* _DATA ENTRIES_

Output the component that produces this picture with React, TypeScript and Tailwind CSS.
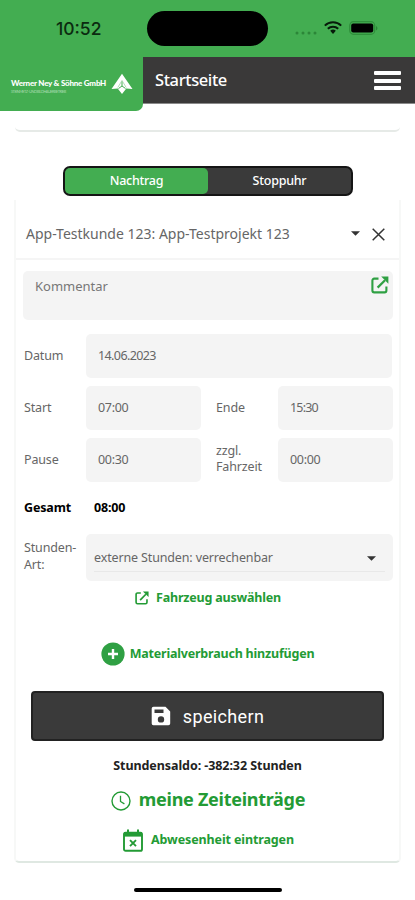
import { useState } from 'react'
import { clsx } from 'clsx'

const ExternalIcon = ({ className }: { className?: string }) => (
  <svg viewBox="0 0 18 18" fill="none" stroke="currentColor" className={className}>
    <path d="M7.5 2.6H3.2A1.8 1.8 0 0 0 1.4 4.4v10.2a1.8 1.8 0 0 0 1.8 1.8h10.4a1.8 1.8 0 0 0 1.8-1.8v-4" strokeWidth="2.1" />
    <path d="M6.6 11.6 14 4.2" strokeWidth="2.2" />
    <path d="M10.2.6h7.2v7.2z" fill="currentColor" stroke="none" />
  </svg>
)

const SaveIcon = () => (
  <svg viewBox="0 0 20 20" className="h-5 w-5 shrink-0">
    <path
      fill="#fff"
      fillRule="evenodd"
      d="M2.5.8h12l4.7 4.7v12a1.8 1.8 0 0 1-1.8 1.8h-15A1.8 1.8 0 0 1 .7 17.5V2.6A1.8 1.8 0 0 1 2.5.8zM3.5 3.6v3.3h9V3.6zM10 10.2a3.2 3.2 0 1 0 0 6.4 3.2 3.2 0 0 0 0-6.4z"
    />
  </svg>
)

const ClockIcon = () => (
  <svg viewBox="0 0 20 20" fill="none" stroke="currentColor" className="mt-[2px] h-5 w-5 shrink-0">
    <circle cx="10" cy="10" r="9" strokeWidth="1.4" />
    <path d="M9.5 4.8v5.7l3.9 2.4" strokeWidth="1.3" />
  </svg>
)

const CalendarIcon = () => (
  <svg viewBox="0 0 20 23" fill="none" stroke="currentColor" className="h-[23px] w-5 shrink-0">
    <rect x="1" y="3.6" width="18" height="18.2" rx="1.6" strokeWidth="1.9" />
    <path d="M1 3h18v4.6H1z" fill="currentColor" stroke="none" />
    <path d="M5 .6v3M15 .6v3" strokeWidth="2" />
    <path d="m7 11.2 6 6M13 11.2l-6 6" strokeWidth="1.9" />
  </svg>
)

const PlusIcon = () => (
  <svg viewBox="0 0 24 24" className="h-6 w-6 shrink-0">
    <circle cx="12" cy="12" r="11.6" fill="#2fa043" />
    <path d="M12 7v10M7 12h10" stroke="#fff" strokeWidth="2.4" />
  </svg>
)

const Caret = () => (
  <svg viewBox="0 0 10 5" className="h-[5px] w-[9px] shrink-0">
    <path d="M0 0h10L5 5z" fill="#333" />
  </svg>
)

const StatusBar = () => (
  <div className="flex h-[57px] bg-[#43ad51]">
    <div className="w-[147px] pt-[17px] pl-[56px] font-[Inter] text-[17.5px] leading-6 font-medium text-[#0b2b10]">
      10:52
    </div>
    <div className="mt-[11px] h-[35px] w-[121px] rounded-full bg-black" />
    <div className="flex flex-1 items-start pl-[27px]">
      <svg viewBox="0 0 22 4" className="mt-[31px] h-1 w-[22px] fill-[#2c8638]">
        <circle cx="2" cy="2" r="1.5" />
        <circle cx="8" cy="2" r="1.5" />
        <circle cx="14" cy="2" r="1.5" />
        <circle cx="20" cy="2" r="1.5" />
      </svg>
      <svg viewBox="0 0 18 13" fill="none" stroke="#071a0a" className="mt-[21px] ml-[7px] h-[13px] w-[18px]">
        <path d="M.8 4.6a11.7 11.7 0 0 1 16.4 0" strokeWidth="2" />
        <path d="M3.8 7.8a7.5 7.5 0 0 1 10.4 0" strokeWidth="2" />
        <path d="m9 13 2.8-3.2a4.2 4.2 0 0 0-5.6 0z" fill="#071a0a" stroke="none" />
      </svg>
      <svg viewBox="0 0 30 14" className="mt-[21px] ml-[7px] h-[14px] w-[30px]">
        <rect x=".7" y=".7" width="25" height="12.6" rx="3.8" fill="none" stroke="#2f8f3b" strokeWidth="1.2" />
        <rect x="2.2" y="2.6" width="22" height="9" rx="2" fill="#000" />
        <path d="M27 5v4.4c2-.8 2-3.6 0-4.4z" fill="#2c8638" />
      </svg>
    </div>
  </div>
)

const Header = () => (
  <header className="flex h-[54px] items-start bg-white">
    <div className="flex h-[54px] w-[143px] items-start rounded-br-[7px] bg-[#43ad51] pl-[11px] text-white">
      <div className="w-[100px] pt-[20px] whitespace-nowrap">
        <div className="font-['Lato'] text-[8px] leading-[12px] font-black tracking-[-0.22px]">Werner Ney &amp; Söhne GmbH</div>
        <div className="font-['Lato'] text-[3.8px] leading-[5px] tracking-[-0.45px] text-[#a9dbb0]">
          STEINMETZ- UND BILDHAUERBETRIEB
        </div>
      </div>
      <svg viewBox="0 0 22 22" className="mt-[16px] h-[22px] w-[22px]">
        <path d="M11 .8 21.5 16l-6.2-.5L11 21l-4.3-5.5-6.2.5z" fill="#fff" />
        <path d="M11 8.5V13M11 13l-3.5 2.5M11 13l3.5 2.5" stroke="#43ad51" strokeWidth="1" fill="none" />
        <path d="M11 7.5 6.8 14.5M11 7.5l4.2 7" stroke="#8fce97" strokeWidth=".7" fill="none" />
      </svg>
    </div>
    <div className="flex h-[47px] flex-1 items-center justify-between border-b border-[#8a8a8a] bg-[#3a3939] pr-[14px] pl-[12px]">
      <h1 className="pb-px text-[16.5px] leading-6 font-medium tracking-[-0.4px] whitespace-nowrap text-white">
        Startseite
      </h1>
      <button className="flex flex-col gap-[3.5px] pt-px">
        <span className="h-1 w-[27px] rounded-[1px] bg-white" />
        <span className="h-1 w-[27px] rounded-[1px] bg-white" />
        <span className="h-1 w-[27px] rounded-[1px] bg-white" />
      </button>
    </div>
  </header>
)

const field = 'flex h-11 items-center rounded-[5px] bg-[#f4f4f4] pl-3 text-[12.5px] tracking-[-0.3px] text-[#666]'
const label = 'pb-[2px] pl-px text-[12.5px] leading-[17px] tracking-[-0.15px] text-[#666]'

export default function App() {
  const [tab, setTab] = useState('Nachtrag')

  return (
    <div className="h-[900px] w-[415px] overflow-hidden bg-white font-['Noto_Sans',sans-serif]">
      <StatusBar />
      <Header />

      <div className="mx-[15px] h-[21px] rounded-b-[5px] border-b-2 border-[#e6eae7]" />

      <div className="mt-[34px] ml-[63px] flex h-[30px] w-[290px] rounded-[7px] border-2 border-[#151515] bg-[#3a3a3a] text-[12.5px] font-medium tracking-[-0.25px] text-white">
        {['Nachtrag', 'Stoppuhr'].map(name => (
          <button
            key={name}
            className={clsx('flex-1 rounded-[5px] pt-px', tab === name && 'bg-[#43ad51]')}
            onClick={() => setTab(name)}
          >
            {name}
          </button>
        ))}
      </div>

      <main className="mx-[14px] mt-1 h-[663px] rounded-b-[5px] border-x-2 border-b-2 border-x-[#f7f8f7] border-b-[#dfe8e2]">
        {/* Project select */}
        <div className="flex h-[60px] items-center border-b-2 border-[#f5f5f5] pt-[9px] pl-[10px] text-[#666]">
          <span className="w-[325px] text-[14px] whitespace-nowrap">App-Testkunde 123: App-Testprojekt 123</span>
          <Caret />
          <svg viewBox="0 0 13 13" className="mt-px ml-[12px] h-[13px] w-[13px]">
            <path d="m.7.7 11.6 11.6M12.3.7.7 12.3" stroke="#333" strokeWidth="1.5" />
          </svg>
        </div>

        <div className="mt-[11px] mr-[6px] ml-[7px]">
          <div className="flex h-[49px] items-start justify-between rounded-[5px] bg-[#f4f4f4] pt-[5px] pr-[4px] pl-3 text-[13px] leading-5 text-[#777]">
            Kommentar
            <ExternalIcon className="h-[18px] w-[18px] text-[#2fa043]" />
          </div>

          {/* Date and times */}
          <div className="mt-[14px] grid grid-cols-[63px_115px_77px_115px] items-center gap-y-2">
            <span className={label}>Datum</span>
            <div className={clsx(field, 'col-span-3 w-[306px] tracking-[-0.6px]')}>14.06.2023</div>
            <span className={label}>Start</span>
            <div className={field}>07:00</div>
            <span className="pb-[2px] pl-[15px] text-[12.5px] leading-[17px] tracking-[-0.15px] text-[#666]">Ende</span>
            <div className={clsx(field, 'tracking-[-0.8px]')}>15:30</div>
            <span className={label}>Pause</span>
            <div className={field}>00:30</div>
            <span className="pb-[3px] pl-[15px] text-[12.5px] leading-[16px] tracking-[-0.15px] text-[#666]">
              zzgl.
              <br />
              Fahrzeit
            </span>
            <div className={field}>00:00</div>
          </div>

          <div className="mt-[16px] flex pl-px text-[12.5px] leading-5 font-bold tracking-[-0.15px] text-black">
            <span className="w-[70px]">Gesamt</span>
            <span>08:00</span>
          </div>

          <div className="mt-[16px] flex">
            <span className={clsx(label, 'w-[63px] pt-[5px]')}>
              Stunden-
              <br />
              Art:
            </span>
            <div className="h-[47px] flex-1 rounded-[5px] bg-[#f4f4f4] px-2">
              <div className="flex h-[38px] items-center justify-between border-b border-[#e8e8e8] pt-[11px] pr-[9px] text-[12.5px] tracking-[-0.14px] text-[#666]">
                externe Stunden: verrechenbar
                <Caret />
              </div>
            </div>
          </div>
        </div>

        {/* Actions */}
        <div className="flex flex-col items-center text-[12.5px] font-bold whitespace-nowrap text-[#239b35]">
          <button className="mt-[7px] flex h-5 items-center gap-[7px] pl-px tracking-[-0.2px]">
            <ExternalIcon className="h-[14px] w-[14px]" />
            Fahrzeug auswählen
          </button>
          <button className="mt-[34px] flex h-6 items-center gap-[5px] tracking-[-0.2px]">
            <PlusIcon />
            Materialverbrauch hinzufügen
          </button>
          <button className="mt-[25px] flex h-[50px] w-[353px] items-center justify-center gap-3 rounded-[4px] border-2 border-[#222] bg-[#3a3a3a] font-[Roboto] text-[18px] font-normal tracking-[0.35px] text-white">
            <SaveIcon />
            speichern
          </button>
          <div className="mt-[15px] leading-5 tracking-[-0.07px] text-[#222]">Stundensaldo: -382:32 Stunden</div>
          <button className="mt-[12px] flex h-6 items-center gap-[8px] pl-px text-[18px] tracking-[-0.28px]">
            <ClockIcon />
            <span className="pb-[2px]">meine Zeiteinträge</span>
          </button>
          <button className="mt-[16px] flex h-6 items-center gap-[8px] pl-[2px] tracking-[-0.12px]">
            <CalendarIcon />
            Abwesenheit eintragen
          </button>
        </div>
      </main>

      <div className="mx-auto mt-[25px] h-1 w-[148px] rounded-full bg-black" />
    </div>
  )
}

==

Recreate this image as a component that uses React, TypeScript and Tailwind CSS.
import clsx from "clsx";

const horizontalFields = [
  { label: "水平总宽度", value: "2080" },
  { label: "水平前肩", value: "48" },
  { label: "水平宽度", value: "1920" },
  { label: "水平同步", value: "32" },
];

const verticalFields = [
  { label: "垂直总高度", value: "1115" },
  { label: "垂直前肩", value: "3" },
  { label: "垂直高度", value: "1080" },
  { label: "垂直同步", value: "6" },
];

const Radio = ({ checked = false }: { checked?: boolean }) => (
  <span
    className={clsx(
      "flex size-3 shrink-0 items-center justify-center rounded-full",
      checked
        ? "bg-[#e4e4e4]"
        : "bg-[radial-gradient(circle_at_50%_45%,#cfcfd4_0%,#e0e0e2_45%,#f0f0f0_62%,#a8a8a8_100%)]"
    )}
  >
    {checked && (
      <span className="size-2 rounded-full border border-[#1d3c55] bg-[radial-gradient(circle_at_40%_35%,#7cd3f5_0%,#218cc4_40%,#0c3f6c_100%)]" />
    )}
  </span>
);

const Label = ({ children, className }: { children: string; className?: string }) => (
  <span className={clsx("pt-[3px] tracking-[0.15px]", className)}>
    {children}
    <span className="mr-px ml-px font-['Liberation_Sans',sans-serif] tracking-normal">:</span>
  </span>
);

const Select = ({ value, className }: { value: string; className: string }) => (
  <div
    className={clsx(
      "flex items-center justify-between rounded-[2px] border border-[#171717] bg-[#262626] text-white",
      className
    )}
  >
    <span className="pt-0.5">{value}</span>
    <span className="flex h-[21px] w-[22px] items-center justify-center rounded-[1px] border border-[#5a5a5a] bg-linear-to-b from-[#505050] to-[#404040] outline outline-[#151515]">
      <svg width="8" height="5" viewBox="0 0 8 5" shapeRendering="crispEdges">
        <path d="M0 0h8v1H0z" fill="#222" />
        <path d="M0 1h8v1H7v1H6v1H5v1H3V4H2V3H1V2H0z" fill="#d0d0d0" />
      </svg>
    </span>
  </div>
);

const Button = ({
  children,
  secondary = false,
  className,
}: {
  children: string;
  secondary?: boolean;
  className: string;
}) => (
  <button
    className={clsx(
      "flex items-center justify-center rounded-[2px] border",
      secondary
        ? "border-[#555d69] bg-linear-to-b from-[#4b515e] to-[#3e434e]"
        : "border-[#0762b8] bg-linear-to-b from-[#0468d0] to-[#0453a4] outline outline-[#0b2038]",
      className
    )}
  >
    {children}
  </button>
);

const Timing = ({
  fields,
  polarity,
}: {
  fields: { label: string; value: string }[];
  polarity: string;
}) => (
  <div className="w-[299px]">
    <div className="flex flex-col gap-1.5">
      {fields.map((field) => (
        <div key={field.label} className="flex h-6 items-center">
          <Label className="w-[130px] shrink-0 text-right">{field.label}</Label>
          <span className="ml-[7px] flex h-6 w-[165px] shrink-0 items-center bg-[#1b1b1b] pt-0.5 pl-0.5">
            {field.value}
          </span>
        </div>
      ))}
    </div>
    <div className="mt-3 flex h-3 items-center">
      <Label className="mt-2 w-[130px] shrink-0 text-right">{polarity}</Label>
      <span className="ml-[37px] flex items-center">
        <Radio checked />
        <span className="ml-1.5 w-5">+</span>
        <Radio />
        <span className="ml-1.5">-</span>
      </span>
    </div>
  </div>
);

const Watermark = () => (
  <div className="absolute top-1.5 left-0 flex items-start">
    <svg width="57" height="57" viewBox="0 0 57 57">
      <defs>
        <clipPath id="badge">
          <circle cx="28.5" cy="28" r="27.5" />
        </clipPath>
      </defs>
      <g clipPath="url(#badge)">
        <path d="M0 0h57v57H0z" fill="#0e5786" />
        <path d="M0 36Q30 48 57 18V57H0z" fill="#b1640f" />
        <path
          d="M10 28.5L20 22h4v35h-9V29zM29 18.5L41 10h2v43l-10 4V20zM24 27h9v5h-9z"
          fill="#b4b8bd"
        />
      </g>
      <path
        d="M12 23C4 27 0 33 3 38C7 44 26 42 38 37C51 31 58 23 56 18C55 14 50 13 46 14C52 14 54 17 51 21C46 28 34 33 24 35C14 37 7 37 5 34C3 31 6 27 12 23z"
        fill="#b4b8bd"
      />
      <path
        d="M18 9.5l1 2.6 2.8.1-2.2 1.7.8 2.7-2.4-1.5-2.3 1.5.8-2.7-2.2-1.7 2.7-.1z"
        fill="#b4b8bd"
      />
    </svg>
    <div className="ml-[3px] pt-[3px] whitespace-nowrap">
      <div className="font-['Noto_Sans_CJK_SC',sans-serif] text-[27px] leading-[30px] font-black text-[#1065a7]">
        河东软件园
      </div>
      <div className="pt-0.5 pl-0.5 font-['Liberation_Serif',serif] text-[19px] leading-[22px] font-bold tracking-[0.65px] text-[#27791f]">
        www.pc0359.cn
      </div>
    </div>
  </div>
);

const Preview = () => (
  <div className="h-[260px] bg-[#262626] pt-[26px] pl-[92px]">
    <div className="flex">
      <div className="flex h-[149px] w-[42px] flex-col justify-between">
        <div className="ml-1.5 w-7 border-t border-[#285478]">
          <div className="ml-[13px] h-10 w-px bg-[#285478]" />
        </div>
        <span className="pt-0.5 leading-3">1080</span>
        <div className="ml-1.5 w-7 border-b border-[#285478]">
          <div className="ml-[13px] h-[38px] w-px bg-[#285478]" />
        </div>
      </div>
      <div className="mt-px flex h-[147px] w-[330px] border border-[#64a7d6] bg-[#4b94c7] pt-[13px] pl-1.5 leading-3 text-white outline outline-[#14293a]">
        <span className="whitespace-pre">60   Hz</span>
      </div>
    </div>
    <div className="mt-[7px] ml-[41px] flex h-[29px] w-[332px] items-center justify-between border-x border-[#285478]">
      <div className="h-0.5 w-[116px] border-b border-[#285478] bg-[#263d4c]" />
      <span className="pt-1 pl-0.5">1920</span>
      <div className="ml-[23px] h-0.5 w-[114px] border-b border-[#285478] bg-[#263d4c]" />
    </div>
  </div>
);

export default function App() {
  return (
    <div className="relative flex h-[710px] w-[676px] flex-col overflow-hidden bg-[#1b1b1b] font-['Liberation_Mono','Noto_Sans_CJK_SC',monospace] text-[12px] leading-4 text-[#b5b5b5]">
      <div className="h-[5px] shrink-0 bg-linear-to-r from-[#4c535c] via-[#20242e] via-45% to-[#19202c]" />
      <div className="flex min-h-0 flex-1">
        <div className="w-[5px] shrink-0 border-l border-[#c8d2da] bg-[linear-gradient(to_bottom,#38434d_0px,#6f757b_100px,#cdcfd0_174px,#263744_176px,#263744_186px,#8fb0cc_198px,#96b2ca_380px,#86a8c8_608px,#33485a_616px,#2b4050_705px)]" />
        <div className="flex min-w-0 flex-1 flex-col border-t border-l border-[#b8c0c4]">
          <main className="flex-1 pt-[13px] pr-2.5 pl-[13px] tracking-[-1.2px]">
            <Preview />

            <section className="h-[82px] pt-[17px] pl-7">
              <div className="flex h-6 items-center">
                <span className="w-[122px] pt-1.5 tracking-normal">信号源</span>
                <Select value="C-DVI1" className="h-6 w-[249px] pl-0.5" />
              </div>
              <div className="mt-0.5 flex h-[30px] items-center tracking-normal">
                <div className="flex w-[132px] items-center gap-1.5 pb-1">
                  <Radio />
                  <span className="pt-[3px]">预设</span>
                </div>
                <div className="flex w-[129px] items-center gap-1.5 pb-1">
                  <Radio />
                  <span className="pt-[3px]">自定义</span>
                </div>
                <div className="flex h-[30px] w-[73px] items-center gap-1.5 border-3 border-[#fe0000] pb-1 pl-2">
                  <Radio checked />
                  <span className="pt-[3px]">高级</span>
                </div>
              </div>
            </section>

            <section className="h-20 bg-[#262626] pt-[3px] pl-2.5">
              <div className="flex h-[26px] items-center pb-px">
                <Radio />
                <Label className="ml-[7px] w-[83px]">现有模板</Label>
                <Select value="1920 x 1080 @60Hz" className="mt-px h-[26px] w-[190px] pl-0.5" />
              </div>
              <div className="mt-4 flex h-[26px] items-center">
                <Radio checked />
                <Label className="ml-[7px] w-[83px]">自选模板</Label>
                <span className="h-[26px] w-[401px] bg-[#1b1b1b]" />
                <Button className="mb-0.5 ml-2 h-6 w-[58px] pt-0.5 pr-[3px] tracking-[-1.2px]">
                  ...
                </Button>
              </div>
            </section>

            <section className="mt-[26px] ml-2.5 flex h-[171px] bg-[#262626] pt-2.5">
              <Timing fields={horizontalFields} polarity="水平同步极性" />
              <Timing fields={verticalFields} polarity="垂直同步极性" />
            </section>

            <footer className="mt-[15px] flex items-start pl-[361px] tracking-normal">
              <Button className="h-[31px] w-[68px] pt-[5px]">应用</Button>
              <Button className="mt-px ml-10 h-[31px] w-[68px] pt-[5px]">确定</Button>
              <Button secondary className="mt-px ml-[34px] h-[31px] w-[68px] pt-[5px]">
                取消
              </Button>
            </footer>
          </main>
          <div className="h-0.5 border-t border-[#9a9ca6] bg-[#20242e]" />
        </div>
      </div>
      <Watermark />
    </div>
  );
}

* _EXERCISE BRIEF_
Which lines hold the word "that"? Copy each of them from the records.

* _FINAL ANSWER_
Output the component that produces this picture with React, TypeScript and Tailwind CSS.
Recreate this image as a component that uses React, TypeScript and Tailwind CSS.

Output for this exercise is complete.